Mino Castrignanò offre in questo libro le sue Opere teatrali che egli ha scritto in un arco di tempo molto lungo, dal 1993 al 2023, cioè 30 anni. Sarebbe sufficiente leggere le sue Note di regia per capire il suo essere “fuori dalle consuetudini istituzionali, dalle stupide convenzioni politicantistiche”. Però va letta la sua intera Operetta teatrale per carpire il senso profondo di ciò che egli vuole dire e vuol far sapere al lettore. Lo fa già con la sua prima Opera (Il sole sotto la luna, del 1996), dove, in Nota, scrive che in questo scritto egli vuole: «mettere al centro la condizione dell’attore nel Sud, ed il suo agire teatrale. Enrique e Ramon sono due attori alla ricerca continua di un palcoscenico possibile, di una possibilità di teatro, di un teatro “come Garcia”, alludendo all’esperienza teatrale di Federico Garcia Lorca con la sua “Barraca”. Si tratta di una ricerca continua costellata da ripetute delusioni, ma anche da ripetute ripartenze, che rendono quella ricerca un’esperienza ciclica dell’esistenza che rendono quella ri- cerca un’ esperienza ciclica dell’ esistenza».
Ne Il Re Arlecchino (Atto teatrale del 2001), sempre in Nota di regia, scrive che si tratta di: «una storia di un Attore che rappresenta e racconta se stesso, interpretando Re Beniamino ed i suoi segreti mascheramenti da Arlecchino, una denuncia contro le convenzioni sociali e le consuetudini borghesi».
L’opera che più mi sgomenta è quella di Capitan Sturno (2005), dove l’autore mette alla berlina il percorso della sofferta costruzione dell’Unità d’Italia. Per uno come me – “garibaldino sin dalla nascita” e difensore dell’Unità della penisola -, è difficile metabolizzare quanto egli scrive, e cioè che Giuseppe Garibaldi sarebbe stato una sorta di bandito, al soldo dell’infame monarchia sabauda, colonizzatrice del Meridione d’Italia e massacratrice di migliaia e migliaia di contadini/e fatti passare per briganti. Tant’è che in Note di regia, afferma: «Capitan Sturno nasce al temine di un’approfondita ricerca storica e si pone l’ obiettivo di raccontare l’Unità d’ Italia non già come scritta dai vincitori e riportata nei testi scolastici, ma come l’avrebbero scritta i vinti, che costituiscono invero i veri vincitori morali di una sanguinaria invasione mascherata da unificazione./ Lo spettacolo pone al centro la storia di un brigante, ex sottufficiale dell’esercito borbonico, Rosario Parata di Parabita, in provincia di Lecce, datosi al brigantaggio in seguito allo scioglimento dell’esercito borbonico./ La ricerca è stata condotta con l’ausilio e la collaborazione del prezioso Archivio Storico Parabitano, che conserva e custodisce preziosi documenti e testimonianze storiche su Rosario Parata detto Lo Sturno, la cui vita è paradigmatica dell’Unità d’Italia. Lo spettacolo alterna brani recitati con la tradizionale tecnica orale del cantastorie, alternata a brani cantati, che sono staccati dal corpo del testo, pur costituendone lo svolgimento, ma che mantengono la loro autonomia estetica». Tuttavia l’opera è scritta con un sentimento di romantico cavaliere della notte.

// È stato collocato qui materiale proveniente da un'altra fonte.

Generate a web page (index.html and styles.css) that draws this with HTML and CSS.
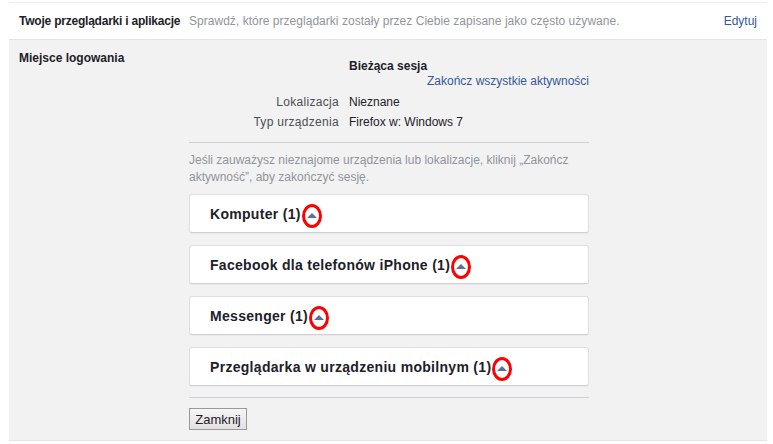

Il monologo in cinque movimenti (2013) Prima che lo spettacolo cominci ha una sua caratteristica: l’autore si auto racconta. Scrive in Note di regia: «Si tratta di un interrogatorio dell’attore con se stesso. Una sorta di “terzo grado”, in cui l’attore, dopo venti anni di attività teatrale si interroga. Senza risparmiarsi, senza rifiutare le domande scomode, senza nascondersi, senza maschere».
Infine l’ultima sua opera teatrale, del 2023, il cui titolo è quello stesso del libro, È successo un’altra volta, un agile Monologo in cui l’autore scrive che nella pies: «viene affrontato il mistero del tempo che scorre. È stato scritto di getto in una giornata, esattamente il 29. 04. 23, a trent’anni esatti dalla fondazione di Prosarte, e trae spunto da un fatto realmente accaduto: il pendolo che davvero si ferma inspiegabilmente durante la notte, dopo aver dato la carica».
Ecco. Si tratta di un libro, che ha un percorso di “vita” di 30 anni ma che, nel leggerlo, ti intriga tanto da non farti addormentare.
Aldo D’Antico si è immerso nella luce dell’Altrove il 31 gennaio 2024. Lascia, su questa valle di lacrime e gioie, parenti, amici, amiche, compagni e compagne. Era semplice ma anche complesso, com’è la vita di tutti noi. Amava la storia, la considerava la più bella Maestra di vita. Amava la vita, ma non aveva paura della morte. Con lui ho attraversato praterie del sapere che mai potrò dimenticare. Che il transito gli sia stato lieve e leggero come una piuma di capinera.